Chegamos a um nível em que, nos grandes negócios, nada evoluía sem algo embutido, uma "gratificação". A ambição foi grande demais, e gerou a revolta da população. Sou da década de 1960, vivi os anos de ditadura militar no Brasil. Não se ia às ruas para fazer protestos. A nova geração é mais livre, tirando quem vai para depredar, que é errado.
No IBGC, trabalhamos para que haja equilíbrio entre as informações positivas e as negativas. Em um relatório anual, não se conta apenas o lado bom. Se houve um fato relevante negativo, é preciso que haja transparência em revelar as duas. No nosso Código das Melhores Práticas, está claro esse equilíbrio. A publicação está na sua quinta versão, é a nossa Bíblia. Foi a base para o Código Brasileiro de Governança Corporativa que a CVM (Comissão de Valores Mobiliários, que regula o mercado de capitais no Brasil) lançou. A partir de 2017, essas companhias terão de cumprir o código ou explicar por que não estão obedecendo.

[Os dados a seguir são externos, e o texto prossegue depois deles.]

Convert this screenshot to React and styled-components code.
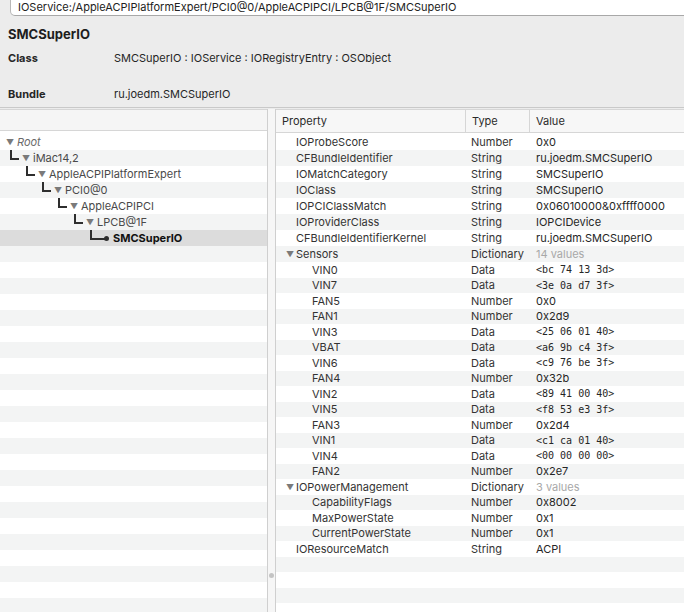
import styled, { createGlobalStyle } from 'styled-components';

const GlobalStyle = createGlobalStyle`
    html, body {
        margin: 0;
        padding: 0;
        background: #ececec;
    }
    body {
        font-family: Inter, "Noto Sans", "Liberation Sans", sans-serif;
        font-size: 11px;
        color: #2a2a2a;
        -webkit-font-smoothing: antialiased;
    }
`

const TREE = [
    { name: 'Root', level: 0, root: true },
    { name: 'iMac14,2', level: 1 },
    { name: 'AppleACPIPlatformExpert', level: 2 },
    { name: 'PCI0@0', level: 3 },
    { name: 'AppleACPIPCI', level: 4 },
    { name: 'LPCB@1F', level: 5 },
    { name: 'SMCSuperIO', level: 6, leaf: true, selected: true },
]

const PROPS = [
    { name: 'IOProbeScore', type: 'Number', value: '0x0' },
    { name: 'CFBundleIdentifier', type: 'String', value: 'ru.joedm.SMCSuperIO' },
    { name: 'IOMatchCategory', type: 'String', value: 'SMCSuperIO' },
    { name: 'IOClass', type: 'String', value: 'SMCSuperIO' },
    { name: 'IOPCIClassMatch', type: 'String', value: '0x06010000&0xffff0000' },
    { name: 'IOProviderClass', type: 'String', value: 'IOPCIDevice' },
    { name: 'CFBundleIdentifierKernel', type: 'String', value: 'ru.joedm.SMCSuperIO' },
    { name: 'Sensors', type: 'Dictionary', value: '14 values', group: true },
    { name: 'VIN0', type: 'Data', value: '<bc 74 13 3d>', child: true, mono: true },
    { name: 'VIN7', type: 'Data', value: '<3e 0a d7 3f>', child: true, mono: true },
    { name: 'FAN5', type: 'Number', value: '0x0', child: true },
    { name: 'FAN1', type: 'Number', value: '0x2d9', child: true },
    { name: 'VIN3', type: 'Data', value: '<25 06 01 40>', child: true, mono: true },
    { name: 'VBAT', type: 'Data', value: '<a6 9b c4 3f>', child: true, mono: true },
    { name: 'VIN6', type: 'Data', value: '<c9 76 be 3f>', child: true, mono: true },
    { name: 'FAN4', type: 'Number', value: '0x32b', child: true },
    { name: 'VIN2', type: 'Data', value: '<89 41 00 40>', child: true, mono: true },
    { name: 'VIN5', type: 'Data', value: '<f8 53 e3 3f>', child: true, mono: true },
    { name: 'FAN3', type: 'Number', value: '0x2d4', child: true },
    { name: 'VIN1', type: 'Data', value: '<c1 ca 01 40>', child: true, mono: true },
    { name: 'VIN4', type: 'Data', value: '<00 00 00 00>', child: true, mono: true },
    { name: 'FAN2', type: 'Number', value: '0x2e7', child: true },
    { name: 'IOPowerManagement', type: 'Dictionary', value: '3 values', group: true },
    { name: 'CapabilityFlags', type: 'Number', value: '0x8002', child: true },
    { name: 'MaxPowerState', type: 'Number', value: '0x1', child: true },
    { name: 'CurrentPowerState', type: 'Number', value: '0x1', child: true },
    { name: 'IOResourceMatch', type: 'String', value: 'ACPI' },
]

// rows below the first group are drawn a touch tighter
const TIGHT_FROM = 8

export default function App() {
    const treeFill = Array.from({ length: 32 - TREE.length })
    const propFill = Array.from({ length: 34 - PROPS.length })

    return (
        <Window>
            <GlobalStyle />
            <PathBar>
                <PathField>IOService:/AppleACPIPlatformExpert/PCI0@0/AppleACPIPCI/LPCB@1F/SMCSuperIO</PathField>
            </PathBar>
            <Info>
                <Title>SMCSuperIO</Title>
                <InfoRow>
                    <InfoLabel>Class</InfoLabel>
                    <span>SMCSuperIO : IOService : IORegistryEntry : OSObject</span>
                </InfoRow>
                <InfoRow $tall>
                    <InfoLabel>Bundle</InfoLabel>
                    <span>ru.joedm.SMCSuperIO</span>
                </InfoRow>
            </Info>
            <Split>
                <TreePane>
                    <TreeHeader />
                    <Rows>
                        {TREE.map((node, i) => (
                            <TreeRow key={node.name} $odd={i % 2 === 1} $selected={node.selected} $level={node.level}>
                                {node.level > 0 && <Elbow $leaf={node.leaf} />}
                                {node.leaf ? <Dot /> : <Disclosure>▼</Disclosure>}
                                <TreeName $root={node.root} $selected={node.selected}>{node.name}</TreeName>
                            </TreeRow>
                        ))}
                        {treeFill.map((_, i) => (
                            <TreeRow key={'f' + i} $odd={(i + TREE.length) % 2 === 1} />
                        ))}
                    </Rows>
                </TreePane>
                <Splitter>
                    <Grip />
                </Splitter>
                <PropPane>
                    <PropHeader>
                        <HeadCell $w={190}>Property</HeadCell>
                        <HeadCell $w={64}>Type</HeadCell>
                        <HeadCell $last>Value</HeadCell>
                    </PropHeader>
                    <Rows>
                        {PROPS.map((p, i) => (
                            <PropRow key={p.name + i} $odd={i % 2 === 1} $tight={i >= TIGHT_FROM}>
                                <NameCell $indent={p.child ? 36 : 20}>
                                    {p.group && <Disclosure $prop>▼</Disclosure>}
                                    {p.name}
                                </NameCell>
                                <TypeCell>{p.type}</TypeCell>
                                <ValueCell $mono={p.mono} $muted={p.group}>{p.value}</ValueCell>
                            </PropRow>
                        ))}
                        {propFill.map((_, i) => (
                            <PropRow key={'f' + i} $odd={(i + PROPS.length) % 2 === 1} $tight />
                        ))}
                    </Rows>
                </PropPane>
            </Split>
        </Window>
    )
}

const Window = styled.div`
    width: 684px;
    height: 612px;
    overflow: hidden;
    display: flex;
    flex-direction: column;
    background: #ececec;
`

const PathBar = styled.div`
    height: 16px;
    padding-left: 10px;
    flex-shrink: 0;
`

const PathField = styled.div`
    height: 15px;
    line-height: 15px;
    padding-left: 7px;
    background: #fff;
    border-left: 1px solid #b8b8b8;
    border-bottom: 1px solid #a8a8a8;
    border-bottom-left-radius: 5px;
    color: #222;
    white-space: nowrap;
`

const Info = styled.div`
    height: 92px;
    padding: 8px 0 0 8px;
    box-sizing: border-box;
    flex-shrink: 0;
    border-bottom: 1px solid #c9c9c9;
`

const Title = styled.div`
    font-size: 13px;
    font-weight: 700;
    color: #1e1e1e;
    height: 20px;
    line-height: 20px;
`

const InfoRow = styled.div`
    display: flex;
    height: ${(props) => props.$tall ? '29px' : '28px'};
    align-items: ${(props) => props.$tall ? 'flex-end' : 'center'};
    line-height: 14px;
    color: #262626;
`

const InfoLabel = styled.span`
    width: 106px;
    font-weight: 700;
`

const Split = styled.div`
    flex: 1;
    display: flex;
    min-height: 0;
    margin-top: 1px;
`

const TreePane = styled.div`
    width: 267px;
    flex-shrink: 0;
    display: flex;
    flex-direction: column;
    background: #fff;
    border-right: 1px solid #cfcfcf;
`

const TreeHeader = styled.div`
    height: 20px;
    flex-shrink: 0;
    background: #f5f5f5;
    border-top: 1px solid #d6d6d6;
    border-bottom: 1px solid #d6d6d6;
    margin-bottom: 3px;
`

const Rows = styled.div`
    flex: 1;
    overflow: hidden;
    background: #fff;
`

const TreeRow = styled.div`
    height: 16px;
    display: flex;
    align-items: center;
    padding-left: ${(props) => props.$level ? 10 + (props.$level - 1) * 16 : 6}px;
    background: ${(props) => props.$selected ? '#dcdcdc' : props.$odd ? '#f3f4f4' : '#fff'};
    white-space: nowrap;
`

const Elbow = styled.span`
    align-self: flex-start;
    width: ${(props) => props.$leaf ? '13px' : '7px'};
    height: 8px;
    margin-right: ${(props) => props.$leaf ? '0' : '3px'};
    border-left: 2px solid #2e2e2e;
    border-bottom: 2px solid #2e2e2e;
    flex-shrink: 0;
`

const Dot = styled.span`
    width: 5px;
    height: 5px;
    border-radius: 50%;
    background: #2e2e2e;
    margin: 0 4px 0 -1px;
    flex-shrink: 0;
`

const Disclosure = styled.span`
    font-size: 8px;
    color: #7a7a7a;
    width: ${(props) => props.$prop ? '10px' : '11px'};
    margin-left: ${(props) => props.$prop ? '-10px' : '0'};
    flex-shrink: 0;
    line-height: 16px;
`

const TreeName = styled.span`
    color: ${(props) => props.$selected ? '#111' : props.$root ? '#6a6a6a' : '#4a4a4a'};
    font-weight: ${(props) => props.$selected ? 700 : 400};
    font-style: ${(props) => props.$root ? 'italic' : 'normal'};
`

const Splitter = styled.div`
    width: 8px;
    flex-shrink: 0;
    background: #f6f6f6;
    border-right: 1px solid #cfcfcf;
    display: flex;
    align-items: flex-end;
    justify-content: center;
    padding-bottom: 34px;
    box-sizing: border-box;
`

const Grip = styled.span`
    width: 5px;
    height: 5px;
    border-radius: 50%;
    background: #c4c4c4;
`

const PropPane = styled.div`
    flex: 1;
    display: flex;
    flex-direction: column;
    background: #fff;
    min-width: 0;
`

const PropHeader = styled.div`
    height: 22px;
    flex-shrink: 0;
    display: flex;
    background: #f7f7f7;
    border-top: 1px solid #d6d6d6;
    border-bottom: 1px solid #d6d6d6;
    margin-bottom: 1px;
`

const HeadCell = styled.div`
    width: ${(props) => props.$w ? props.$w + 'px' : 'auto'};
    flex: ${(props) => props.$last ? 1 : 'none'};
    box-sizing: border-box;
    padding-left: 6px;
    line-height: 22px;
    color: #2a2a2a;
    border-right: ${(props) => props.$last ? 'none' : '1px solid #d6d6d6'};
`

const PropRow = styled.div`
    height: ${(props) => props.$tight ? '15.5px' : '16px'};
    display: flex;
    align-items: center;
    background: ${(props) => props.$odd ? '#f3f4f4' : '#fff'};
    white-space: nowrap;
`

const NameCell = styled.div`
    width: 195px;
    padding-left: ${(props) => props.$indent}px;
    box-sizing: border-box;
    display: flex;
    align-items: center;
    color: #333;
`

const TypeCell = styled.div`
    width: 64px;
    color: #333;
`

const ValueCell = styled.div`
    flex: 1;
    padding-left: 1px;
    color: ${(props) => props.$muted ? '#a8a8a8' : '#262626'};
    font-family: ${(props) => props.$mono ? '"DejaVu Sans Mono", "Liberation Mono", monospace' : 'inherit'};
    font-size: ${(props) => props.$mono ? '10px' : '11px'};
`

Em um momento de fragilidade financeira como este, o custo da governança é maior?
A adoção de práticas de governança é um processo, tem uma jornada. Uma empresa familiar nos contou que tinha um conselho formado só por membros da família. Em determinado momento, sentiu a necessidade de levar um conselheiro externo. Vejo o Rio Grande do Sul como berço de empresas familiares. Percebemos começam com um pequeno conselho. A partir daí, sente-se a necessidade de trazer alguém de fora, para fazer com que as discussões sejam mais ricas. Os custos crescem conforme o tamanho e a maturidade da empresa. Em grandes companhias, além do conselho de administração, há comitês de apoio ao conselho. Comitê de estratégia e de gestão de pessoas, por exemplo.
Penso sobre as empresas envolvidas em operações como a Lava-Jato e a Zelotes. Será que o custo financeiro, pessoal e reputacional valeu o quanto foi ganho ou não foi gasto para ter uma estrutura de governança e compliance adequada? Agora, é correr atrás do prejuízo. As companhias estão montando estruturas parrudas de governança e compliance. Fiquei sabendo que, nos acordos de leniência que vão envolver os Estados Unidos, haverá monitores designados pelos departamentos americanos de Justiça e de Estado. O custo desse monitor terá de ser pago pela empresa. O monitor verá se o que foi definido no acordo será cumprido. Discutimos até que ponto esse profissional deverá ser um americano ou um brasileiro isento que conheça a cultura e as práticas locais.
Como o IBGC pode ajudar as empresas neste momento de síndrome do calote?Temos um lado forte em publicações e outro em cursos. Quem faz um curso do instituto será um multiplicador no seu trabalho, passando a outras pessoas o que aprendeu. Com os cursos, nosso sustentáculo financeiro, cumprimos o propósito de disseminar as boas práticas de governança. Neste ano, houve procura maior pelas atividades. As crises acabam fazendo com que as pessoas tenham maior preocupação em se informar sobre governança. Apesar disso, não gostamos das crises (risos).
No Rio Grande do Sul, vamos fazer visitas a empresas e entidades para engajá-las. Governança existe para qualquer tipo de organização, independentemente do tamanho. À medida que a empresa evolui, a estrutura se torna mais forte, parruda. Somos do terceiro setor e temos uma estrutura de governança muito boa.